We decide to go to the movies that afternoon. I want to take my mind off the murders, Paris, and anything else depressing. We choose to see Lord of the Rings part deux at the Metreon, which is a mistake. Not the movie itself which is truly epic in scope and nature, but attending the Metreon where all the beautiful people hang out intermingled with the tourists. The prices are jacked up even higher than normal. There are too many people milling around for my comfort. I am painfully aware during the entire movie that the large man sitting next to me has his meaty arm invading my personal space. To say nothing of his body odor which is pungent. I munch away from an enormous bucket of popcorn until I am sick to my stomach.
Even though I enjoy the movie in all its fantastical glory, I begin to get antsy two-thirds of the way through. I look around the theater and think I see Maria from group. I blink twice, but it’s hard to tell in the dark. I shake my head. Even if it is her, so what? It doesn’t mean she’s following me or that she’s the one who tapped me with her car. I’m just being paranoid, I decide and snuggle further in my seat to avoid looking at the supposed Maria. It’s no use, however; my concentration is shot. I can’t focus on the movie, not even on the scrumptious Orlando Bloom as he does his super-fairy act, because my thoughts keep drifting to the death of Mariah.
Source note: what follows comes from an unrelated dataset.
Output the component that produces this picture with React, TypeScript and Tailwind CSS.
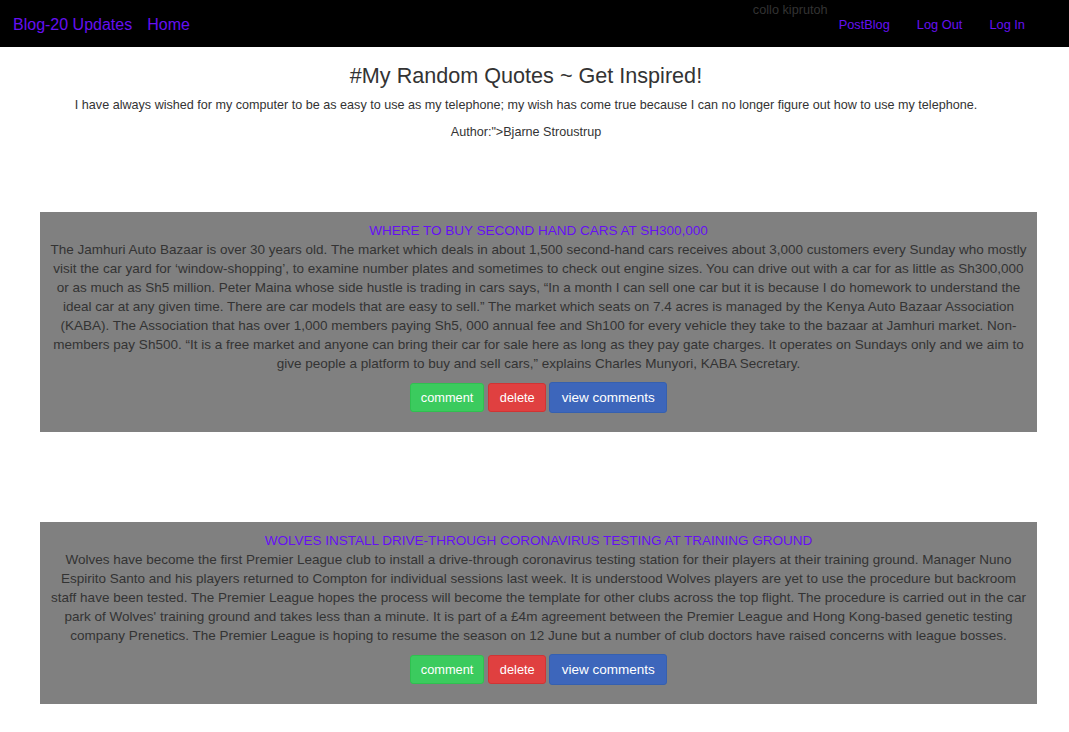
import React from "react";

type Post = {
  title: string;
  body: string;
};

const posts: Post[] = [
  {
    title: "WHERE TO BUY SECOND HAND CARS AT SH300,000",
    body: "The Jamhuri Auto Bazaar is over 30 years old. The market which deals in about 1,500 second-hand cars receives about 3,000 customers every Sunday who mostly visit the car yard for \u2018window-shopping\u2019, to examine number plates and sometimes to check out engine sizes. You can drive out with a car for as little as Sh300,000 or as much as Sh5 million. Peter Maina whose side hustle is trading in cars says, \u201cIn a month I can sell one car but it is because I do homework to understand the ideal car at any given time. There are car models that are easy to sell.\u201d The market which seats on 7.4 acres is managed by the Kenya Auto Bazaar Association (KABA). The Association that has over 1,000 members paying Sh5, 000 annual fee and Sh100 for every vehicle they take to the bazaar at Jamhuri market. Non-members pay Sh500. \u201cIt is a free market and anyone can bring their car for sale here as long as they pay gate charges. It operates on Sundays only and we aim to give people a platform to buy and sell cars,\u201d explains Charles Munyori, KABA Secretary.",
  },
  {
    title: "WOLVES INSTALL DRIVE-THROUGH CORONAVIRUS TESTING AT TRAINING GROUND",
    body: "Wolves have become the first Premier League club to install a drive-through coronavirus testing station for their players at their training ground. Manager Nuno Espirito Santo and his players returned to Compton for individual sessions last week. It is understood Wolves players are yet to use the procedure but backroom staff have been tested. The Premier League hopes the process will become the template for other clubs across the top flight. The procedure is carried out in the car park of Wolves' training ground and takes less than a minute. It is part of a \u00a34m agreement between the Premier League and Hong Kong-based genetic testing company Prenetics. The Premier League is hoping to resume the season on 12 June but a number of club doctors have raised concerns with league bosses.",
  },
];

function Navbar() {
  return (
    <nav className="h-[47px] bg-black flex items-start justify-between">
      <div className="flex items-center gap-[15px] pl-[13px] pt-[14px] text-[16px] leading-[22px] text-[#6610f2]">
        <a href="#">Blog-20 Updates</a>
        <a href="#">Home</a>
      </div>
      <div className="flex items-start pr-[44px]">
        <span className="text-[12.7px] leading-[16px] text-[#333] mr-[11px] pt-[2px]">collo kiprutoh</span>
        <div className="flex gap-[27px] pt-[17px] text-[12.8px] leading-[16px] text-[#6610f2]">
          <a href="#">PostBlog</a>
          <a href="#">Log Out</a>
          <a href="#">Log In</a>
        </div>
      </div>
    </nav>
  );
}

function PostCard({ post }: { post: Post }) {
  return (
    <div className="ml-[40px] w-[997px] bg-[#808080] px-[9px] pt-[11px] pb-[19px] text-center">
      <h3 className="text-[13.5px] leading-[16px] text-[#6610f2]">{post.title}</h3>
      <p className="text-[13.5px] leading-[19px] text-[#333] mt-[1px]">{post.body}</p>
      <div className="flex justify-center items-center gap-[3px] mt-[9px]">
        <button className="h-[29px] px-[10px] mr-[1px] rounded-[3px] border border-[#30c050] bg-[#3bcb5e] text-white text-[12.8px]">
          comment
        </button>
        <button className="h-[29px] px-[10.5px] rounded-[3px] border border-[#d03434] bg-[#e04040] text-white text-[12.8px]">
          delete
        </button>
        <button className="h-[31px] px-[11.5px] pt-[1px] rounded-[3px] border border-[#3560b0] bg-[#3d66bb] text-white text-[13.5px]">
          view comments
        </button>
      </div>
    </div>
  );
}

export default function App() {
  return (
    <div className="min-h-[732px] bg-white font-['Liberation_Sans',Arial,sans-serif] text-[#333]">
      <Navbar />
      <div className="text-center pt-[15px] pr-[17px]">
        <h1 className="text-[21.6px] leading-[28px]">#My Random Quotes ~ Get Inspired!</h1>
        <p className="text-[12.6px] leading-[18px] mt-[6px]">
          I have always wished for my computer to be as easy to use as my telephone; my wish has come true because I can no longer figure out how to use my telephone.
        </p>
        <p className="text-[12.6px] leading-[18px] mt-[9px]">Author:"&gt;Bjarne Stroustrup</p>
      </div>
      <div className="flex flex-col gap-[90px] mt-[71px]">
        {posts.map((p) => (
          <PostCard key={p.title} post={p} />
        ))}
      </div>
    </div>
  );
}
Of the three murders, hers seems the most senseless to me. I know all lives are created equal and all that blather, but there’s something about the death of a child that really appalls me. It’s presumed that someone cannot do anything to ‘earn’ being murdered in so short a time, therefore her death is a particular tragedy. I don’t know if I agree with that, but the picture of her sticks in my mind.
The more I think about it, the more I’m convinced that she must have overheard something or seen something pertaining to either her mother’s murder or Ashley’s murder. A horrible thought strikes me—what if it’s Leticia or Sergio who killed Rosie, and Mariah discovered something in her aunt’s house that would indict either Leticia or Sergio? That person would have no choice but to eliminate Mariah. I hate being so suspicious, but nearly seventy percent of all murders are committed by someone close to the victim. Who’s closer to Mariah than her aunt and uncle? After a few minutes thought, however, I dismiss the idea. If they wanted to kill their niece, they wouldn’t do it with such a fanfare. They had plenty of opportunities to kill her quietly and make it look natural. It couldn’t be to their benefit to have her death be so publicized—I am relieved to be able to strike their names from my mental suspect list.
“Rainbow, time to go!” I start at the sound of my mother’s voice. The movie is over, and I have missed the last half hour of it. The man next to me is staring at me in disapproval, as if he knows I drifted at the end. My mother and I make our way out of the Metreon and onto the BART. As we near the Mission, I am able to breathe. These are my people—not those poseurs at the Metreon. I smile at everybody rushing by out of sheer gratitude.
“Watch it!” Someone shouts at me as someone, gender unknown but feels like a man, brushes by and tries to snatch my purse. Unfortunately for the would-be mugger, I am one of those women who crosses the strap over my chest so he fails in his aim. Cursing under his breath, the person sprints away. This happens so fast, all I can do is stare at the retreating back.
“Stop that man!” I finally shout, though it’s futile to do so. My attacker is out of sight by the time I gather my wits. I should have added ‘or woman’, but that’s irrelevant now.
“Are you all right?” My mother asks me, patting me on the shoulders, chest, and torso. She’s checking to see if I’m hurt, but I pull away.
“Fine.” I am upset that I didn’t see the person coming—leaving me totally vulnerable to his assault. I open my purse to make sure there’s nothing missing. There isn’t. I shove my hands in my pockets, trying to warm them. There’s something added to my right pocket—a note. I pull it out and unfold it. It says, ‘Stay the fuck away or you won’t be so lucky next time. This is your final warning.’ I quickly fold the note and shove it back into my pocket, struggling to maintain the neutral look on my face.
“What is it?” My mom asks, ever alert to the changes in my expression. She had been looking around for the attacker, but manages to turn around in time to see me frown.
“Nothing.” I make up my mind not to mention the note to her as it would only make her worry more. I don’t fancy hearing again the list of reasons why I should quit the therapy group. “I’m just a little rattled that someone tried to steal my purse.” What bothers me the most is that the mugger took such care to make it appear as if he was trying to snatch my purse down to the cursing after ‘missing’. That spoke of premeditation, as if I couldn’t already discern that from the note.
“We’re going home,” my mother says firmly, tucking her arm through mine. I don’t protest as I’m feeling worn. When we get there, she makes some ginger tea to refresh my spirits.